Some COVID-19 survivors face another foe: PTSD

About a third of very ill patients developed post-traumatic stress disorder in a small study

medical staff transporting a patient at a hospital in Rome

Medical staff at the Agostino Gemelli University Polyclinic in Rome carry a person with COVID-19 on a biocontainment stretcher on March 16, 2020. Some patients who survive severe infection struggle with lingering post-traumatic stress disorder, a small study finds.

AP Photo/Alessandra Tarantino

The sickest of COVID-19 patients struggle to breathe. Facing a disease new to science, they’re isolated from their loved ones and treated by doctors and nurses in hazmat suits. Now, a small study in Italy finds that nearly a third of people who were very ill with COVID-19 developed post-traumatic stress disorder after acute infection.

Psychiatrist Delfina Janiri of Agostino Gemelli University Policlinic in Rome and colleagues assessed the mental health of 381 severely ill COVID-19 patients an average of 100 days after symptoms first appeared.
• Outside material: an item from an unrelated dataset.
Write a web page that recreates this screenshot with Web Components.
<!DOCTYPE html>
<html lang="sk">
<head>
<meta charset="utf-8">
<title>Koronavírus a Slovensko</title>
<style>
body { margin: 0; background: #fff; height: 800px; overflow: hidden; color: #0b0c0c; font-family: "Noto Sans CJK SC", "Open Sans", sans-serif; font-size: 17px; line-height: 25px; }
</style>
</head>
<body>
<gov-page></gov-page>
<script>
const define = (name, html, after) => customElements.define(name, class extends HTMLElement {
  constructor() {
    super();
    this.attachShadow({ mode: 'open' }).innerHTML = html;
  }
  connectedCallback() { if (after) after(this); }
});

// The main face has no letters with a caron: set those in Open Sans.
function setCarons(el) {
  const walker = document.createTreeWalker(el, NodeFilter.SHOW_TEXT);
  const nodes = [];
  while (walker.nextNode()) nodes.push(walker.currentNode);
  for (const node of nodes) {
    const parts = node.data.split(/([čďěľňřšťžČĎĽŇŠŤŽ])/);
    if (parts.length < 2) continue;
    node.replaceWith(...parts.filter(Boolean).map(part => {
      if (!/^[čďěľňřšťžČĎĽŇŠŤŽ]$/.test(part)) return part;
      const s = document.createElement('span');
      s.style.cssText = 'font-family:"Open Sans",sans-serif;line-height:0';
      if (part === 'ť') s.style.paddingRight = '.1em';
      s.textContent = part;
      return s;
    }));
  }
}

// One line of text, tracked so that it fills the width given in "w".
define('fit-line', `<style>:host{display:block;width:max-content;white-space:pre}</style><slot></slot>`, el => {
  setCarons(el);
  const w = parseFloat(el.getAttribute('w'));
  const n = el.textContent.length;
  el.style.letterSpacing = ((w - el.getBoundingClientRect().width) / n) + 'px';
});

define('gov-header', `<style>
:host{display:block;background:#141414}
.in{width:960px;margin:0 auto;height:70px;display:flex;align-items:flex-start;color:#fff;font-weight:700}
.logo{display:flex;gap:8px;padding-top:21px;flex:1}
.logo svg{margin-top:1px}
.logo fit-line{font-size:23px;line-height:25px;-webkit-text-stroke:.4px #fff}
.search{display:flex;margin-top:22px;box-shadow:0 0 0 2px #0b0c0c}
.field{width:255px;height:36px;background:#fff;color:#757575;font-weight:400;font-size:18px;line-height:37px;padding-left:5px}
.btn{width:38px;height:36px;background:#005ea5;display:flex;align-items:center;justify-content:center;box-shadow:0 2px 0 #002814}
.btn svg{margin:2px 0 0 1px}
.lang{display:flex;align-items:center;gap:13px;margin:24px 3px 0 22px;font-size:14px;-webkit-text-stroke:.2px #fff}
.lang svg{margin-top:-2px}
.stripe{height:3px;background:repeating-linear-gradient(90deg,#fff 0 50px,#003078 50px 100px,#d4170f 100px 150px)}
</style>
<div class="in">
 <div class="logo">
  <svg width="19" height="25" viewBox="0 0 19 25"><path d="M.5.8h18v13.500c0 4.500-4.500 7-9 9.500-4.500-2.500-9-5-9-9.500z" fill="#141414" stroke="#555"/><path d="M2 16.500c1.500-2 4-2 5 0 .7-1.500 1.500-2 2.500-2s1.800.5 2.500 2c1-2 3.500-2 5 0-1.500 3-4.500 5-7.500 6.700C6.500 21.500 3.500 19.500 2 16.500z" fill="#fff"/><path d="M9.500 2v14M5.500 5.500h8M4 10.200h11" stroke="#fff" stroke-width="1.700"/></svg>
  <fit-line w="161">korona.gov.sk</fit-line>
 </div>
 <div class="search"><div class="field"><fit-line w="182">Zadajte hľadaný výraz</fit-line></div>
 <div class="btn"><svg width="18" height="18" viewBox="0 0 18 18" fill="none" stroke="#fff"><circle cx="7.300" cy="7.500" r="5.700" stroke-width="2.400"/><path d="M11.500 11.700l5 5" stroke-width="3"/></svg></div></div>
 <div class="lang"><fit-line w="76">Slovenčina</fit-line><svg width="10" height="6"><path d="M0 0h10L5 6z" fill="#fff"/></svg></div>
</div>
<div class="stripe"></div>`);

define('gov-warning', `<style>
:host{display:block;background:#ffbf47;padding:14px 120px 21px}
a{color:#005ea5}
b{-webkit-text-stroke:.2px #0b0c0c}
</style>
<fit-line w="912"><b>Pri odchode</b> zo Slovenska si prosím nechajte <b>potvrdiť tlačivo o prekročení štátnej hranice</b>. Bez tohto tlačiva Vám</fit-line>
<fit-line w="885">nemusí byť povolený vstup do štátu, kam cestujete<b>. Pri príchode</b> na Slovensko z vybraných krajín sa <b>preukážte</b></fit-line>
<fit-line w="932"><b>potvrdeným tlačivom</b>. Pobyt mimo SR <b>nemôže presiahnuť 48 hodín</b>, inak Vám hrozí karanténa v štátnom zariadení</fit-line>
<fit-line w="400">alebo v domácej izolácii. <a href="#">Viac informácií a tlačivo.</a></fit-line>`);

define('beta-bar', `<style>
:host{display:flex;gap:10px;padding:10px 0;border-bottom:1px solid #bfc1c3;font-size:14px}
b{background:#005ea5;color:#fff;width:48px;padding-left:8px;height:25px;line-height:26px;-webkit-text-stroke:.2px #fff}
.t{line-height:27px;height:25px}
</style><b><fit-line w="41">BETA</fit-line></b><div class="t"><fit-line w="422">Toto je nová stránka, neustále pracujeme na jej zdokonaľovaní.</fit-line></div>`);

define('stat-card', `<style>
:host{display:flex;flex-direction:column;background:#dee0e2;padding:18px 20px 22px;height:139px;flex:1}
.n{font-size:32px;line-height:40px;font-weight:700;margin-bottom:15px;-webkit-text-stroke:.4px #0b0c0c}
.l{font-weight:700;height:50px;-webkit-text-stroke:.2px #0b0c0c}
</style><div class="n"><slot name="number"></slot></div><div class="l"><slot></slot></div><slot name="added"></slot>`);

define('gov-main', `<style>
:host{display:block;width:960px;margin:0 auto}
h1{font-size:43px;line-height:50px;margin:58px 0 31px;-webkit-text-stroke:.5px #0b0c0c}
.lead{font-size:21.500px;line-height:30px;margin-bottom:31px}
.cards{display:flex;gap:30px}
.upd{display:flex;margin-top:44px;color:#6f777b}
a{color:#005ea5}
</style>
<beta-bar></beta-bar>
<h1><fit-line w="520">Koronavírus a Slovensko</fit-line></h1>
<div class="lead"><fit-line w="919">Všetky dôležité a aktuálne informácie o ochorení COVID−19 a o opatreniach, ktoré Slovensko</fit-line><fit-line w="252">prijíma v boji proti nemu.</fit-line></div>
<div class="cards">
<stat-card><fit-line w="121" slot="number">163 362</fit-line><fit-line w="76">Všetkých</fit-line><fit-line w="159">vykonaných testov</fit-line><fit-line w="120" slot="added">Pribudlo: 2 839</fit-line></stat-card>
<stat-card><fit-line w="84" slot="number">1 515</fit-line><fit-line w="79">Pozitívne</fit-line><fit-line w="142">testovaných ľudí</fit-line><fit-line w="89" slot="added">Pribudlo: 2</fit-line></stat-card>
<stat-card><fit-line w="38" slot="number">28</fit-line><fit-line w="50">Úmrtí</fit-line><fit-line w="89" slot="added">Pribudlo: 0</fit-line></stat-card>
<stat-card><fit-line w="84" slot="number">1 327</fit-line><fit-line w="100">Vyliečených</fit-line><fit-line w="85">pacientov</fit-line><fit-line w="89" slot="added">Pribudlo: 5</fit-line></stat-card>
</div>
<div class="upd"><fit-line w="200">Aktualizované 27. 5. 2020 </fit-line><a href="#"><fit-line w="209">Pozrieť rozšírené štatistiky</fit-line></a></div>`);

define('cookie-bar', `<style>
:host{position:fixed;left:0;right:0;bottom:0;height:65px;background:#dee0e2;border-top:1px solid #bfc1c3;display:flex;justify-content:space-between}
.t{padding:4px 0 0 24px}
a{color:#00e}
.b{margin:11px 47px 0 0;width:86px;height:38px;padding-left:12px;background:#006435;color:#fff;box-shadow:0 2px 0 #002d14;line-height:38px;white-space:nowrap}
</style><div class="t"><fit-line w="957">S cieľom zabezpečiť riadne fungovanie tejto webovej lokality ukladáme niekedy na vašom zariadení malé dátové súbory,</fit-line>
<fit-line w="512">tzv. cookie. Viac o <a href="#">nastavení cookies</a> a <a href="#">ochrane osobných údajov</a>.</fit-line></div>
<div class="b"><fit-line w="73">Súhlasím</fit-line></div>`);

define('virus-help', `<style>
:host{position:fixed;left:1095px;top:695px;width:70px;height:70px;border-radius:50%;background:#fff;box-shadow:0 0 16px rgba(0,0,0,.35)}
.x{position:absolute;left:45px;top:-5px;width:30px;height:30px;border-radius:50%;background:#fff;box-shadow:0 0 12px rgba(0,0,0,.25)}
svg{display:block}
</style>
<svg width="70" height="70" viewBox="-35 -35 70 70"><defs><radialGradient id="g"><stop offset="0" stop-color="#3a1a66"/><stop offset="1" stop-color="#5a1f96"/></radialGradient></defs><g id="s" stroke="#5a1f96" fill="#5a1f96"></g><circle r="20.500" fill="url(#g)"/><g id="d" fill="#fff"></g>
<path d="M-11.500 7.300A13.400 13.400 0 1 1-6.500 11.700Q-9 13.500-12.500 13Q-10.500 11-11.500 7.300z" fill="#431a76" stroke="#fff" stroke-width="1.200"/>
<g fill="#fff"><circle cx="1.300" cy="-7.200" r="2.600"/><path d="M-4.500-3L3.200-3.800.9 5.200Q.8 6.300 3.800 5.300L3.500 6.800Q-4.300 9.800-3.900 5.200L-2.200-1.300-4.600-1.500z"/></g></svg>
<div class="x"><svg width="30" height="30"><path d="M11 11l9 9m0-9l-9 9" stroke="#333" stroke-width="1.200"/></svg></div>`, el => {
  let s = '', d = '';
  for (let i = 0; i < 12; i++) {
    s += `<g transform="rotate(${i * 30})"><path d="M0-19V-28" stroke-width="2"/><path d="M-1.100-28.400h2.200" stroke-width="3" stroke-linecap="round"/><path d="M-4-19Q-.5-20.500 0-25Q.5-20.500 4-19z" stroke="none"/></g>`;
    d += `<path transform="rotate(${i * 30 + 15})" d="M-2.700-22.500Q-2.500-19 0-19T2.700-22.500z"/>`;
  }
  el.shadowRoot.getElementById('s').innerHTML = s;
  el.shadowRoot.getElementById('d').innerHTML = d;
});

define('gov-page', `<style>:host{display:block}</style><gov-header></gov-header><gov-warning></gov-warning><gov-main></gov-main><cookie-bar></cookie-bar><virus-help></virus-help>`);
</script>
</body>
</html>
About 30 percent, or 115 people, were diagnosed with PTSD, the team reports February 18 in JAMA Psychiatry. Depression and anxiety also turned up in these patients, though not as frequently. PTSD was more common among women, people who had a history of psychiatric disorders, and people who experienced delirium or agitation while very sick with COVID-19.

The rate of PTSD is comparable to that of survivors of other coronavirus infections such as Middle East respiratory syndrome (MERS) and severe acute respiratory syndrome (SARS), as well as natural disasters, the researchers say. About 30 percent of New Orleans residents who survived Hurricane Katrina in 2005 and its aftermath developed PTSD.